Il faut lui reconnaître un aspect appétissant.

Habana Daydream

Une coupe assez fine, des bruns mordorés tirant légèrement vers le roux et l’auburn, des pointes sombres avec des éclats fauves plus clairs, tout cela donne un aspect réjouissant. L’odeur est par contre plus ténue. Pas évident de se rappeler l’odeur dégagée par le Habana Daydream. Il y a une odeur de terre, c’est notable, avec des relents de fruit à coque poussant sur l’amande et la graminée effritée entre les doigts. Ensuite, on va opérer par retranchements successifs des sensations. Pas de pain grillé, pas de boulangerie, pas de pointe d’acidité, pas d’aromatisation. Voilà bien un tabac dont l’odeur ne se fixera pas dans la mémoire.
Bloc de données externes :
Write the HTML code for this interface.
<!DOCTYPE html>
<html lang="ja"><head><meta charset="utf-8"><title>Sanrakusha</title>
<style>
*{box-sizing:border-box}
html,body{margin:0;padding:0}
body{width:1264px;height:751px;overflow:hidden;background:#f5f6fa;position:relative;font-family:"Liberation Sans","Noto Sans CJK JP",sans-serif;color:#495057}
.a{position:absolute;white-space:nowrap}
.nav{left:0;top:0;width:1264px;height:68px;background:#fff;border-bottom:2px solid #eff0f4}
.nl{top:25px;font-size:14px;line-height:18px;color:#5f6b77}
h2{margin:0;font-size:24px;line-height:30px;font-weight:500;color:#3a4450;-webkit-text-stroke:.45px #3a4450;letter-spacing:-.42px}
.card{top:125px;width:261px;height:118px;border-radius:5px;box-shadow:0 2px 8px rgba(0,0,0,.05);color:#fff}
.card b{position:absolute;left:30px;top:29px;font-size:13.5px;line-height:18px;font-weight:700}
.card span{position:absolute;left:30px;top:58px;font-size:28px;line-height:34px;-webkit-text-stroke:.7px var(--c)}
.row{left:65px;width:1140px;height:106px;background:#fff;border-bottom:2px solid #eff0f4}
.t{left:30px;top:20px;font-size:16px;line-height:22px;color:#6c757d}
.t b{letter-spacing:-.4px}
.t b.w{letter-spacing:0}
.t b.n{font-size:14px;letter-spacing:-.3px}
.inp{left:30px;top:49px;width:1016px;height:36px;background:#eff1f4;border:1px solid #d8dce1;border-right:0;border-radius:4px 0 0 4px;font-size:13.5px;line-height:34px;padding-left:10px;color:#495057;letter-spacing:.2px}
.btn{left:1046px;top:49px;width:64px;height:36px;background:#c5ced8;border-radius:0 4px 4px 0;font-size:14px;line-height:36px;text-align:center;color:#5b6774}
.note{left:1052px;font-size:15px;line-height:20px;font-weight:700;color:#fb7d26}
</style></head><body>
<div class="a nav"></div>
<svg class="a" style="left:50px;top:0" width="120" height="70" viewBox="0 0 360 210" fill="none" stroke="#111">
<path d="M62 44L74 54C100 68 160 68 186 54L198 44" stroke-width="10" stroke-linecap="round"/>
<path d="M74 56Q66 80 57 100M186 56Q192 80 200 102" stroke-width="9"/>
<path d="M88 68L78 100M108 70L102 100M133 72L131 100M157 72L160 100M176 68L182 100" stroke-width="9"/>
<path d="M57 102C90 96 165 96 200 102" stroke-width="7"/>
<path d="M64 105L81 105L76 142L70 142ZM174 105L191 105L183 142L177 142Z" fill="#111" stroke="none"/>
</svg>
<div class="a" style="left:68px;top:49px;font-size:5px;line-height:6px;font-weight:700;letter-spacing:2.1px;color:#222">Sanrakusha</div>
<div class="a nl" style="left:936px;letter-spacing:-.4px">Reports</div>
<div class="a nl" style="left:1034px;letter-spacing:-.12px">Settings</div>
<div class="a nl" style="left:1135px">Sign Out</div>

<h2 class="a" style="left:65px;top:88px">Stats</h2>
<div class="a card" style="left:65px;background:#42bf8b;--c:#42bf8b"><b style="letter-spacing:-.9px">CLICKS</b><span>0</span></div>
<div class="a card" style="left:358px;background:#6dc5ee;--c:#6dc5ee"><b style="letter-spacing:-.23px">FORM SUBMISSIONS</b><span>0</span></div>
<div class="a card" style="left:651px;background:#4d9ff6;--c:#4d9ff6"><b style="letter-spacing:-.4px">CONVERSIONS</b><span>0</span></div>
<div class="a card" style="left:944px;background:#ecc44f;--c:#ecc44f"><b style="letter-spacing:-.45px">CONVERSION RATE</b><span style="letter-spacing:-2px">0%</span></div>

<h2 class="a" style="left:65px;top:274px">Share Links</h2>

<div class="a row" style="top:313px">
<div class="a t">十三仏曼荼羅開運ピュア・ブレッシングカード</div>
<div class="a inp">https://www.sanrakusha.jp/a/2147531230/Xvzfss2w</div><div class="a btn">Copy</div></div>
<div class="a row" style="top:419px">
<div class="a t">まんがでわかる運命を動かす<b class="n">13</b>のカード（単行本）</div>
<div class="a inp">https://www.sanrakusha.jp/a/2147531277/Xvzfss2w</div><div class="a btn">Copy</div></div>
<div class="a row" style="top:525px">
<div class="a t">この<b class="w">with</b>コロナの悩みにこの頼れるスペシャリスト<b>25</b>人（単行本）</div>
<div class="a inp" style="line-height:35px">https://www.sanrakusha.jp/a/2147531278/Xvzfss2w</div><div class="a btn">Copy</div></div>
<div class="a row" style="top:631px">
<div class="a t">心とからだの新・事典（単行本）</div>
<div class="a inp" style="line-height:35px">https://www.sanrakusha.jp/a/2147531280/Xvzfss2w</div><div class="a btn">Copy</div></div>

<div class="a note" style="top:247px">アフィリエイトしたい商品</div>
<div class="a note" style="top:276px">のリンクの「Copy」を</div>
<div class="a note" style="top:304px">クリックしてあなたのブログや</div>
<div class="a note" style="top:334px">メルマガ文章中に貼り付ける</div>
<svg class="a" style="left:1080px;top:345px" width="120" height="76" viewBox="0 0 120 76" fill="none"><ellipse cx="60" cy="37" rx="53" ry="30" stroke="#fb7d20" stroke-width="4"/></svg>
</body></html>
A l’allumage, l'impression générale qui se dégage est la douceur, à la limite de l’insignifiance et de la couleur de passe-muraille. Un goût assez sucré dans l’ensemble, sans pointe d’amertume mais sans force qui terrasse. Les amateurs de secouage nicotinique en seront pour leurs frais. Pas vraiment de caractère non plus. C’est bon et c’est plaisant comme un remake de choses déjà fumées, goûtées, appréciées et oubliées. La douceur tire vers le douceâtre, puis vers le caramel brûlé.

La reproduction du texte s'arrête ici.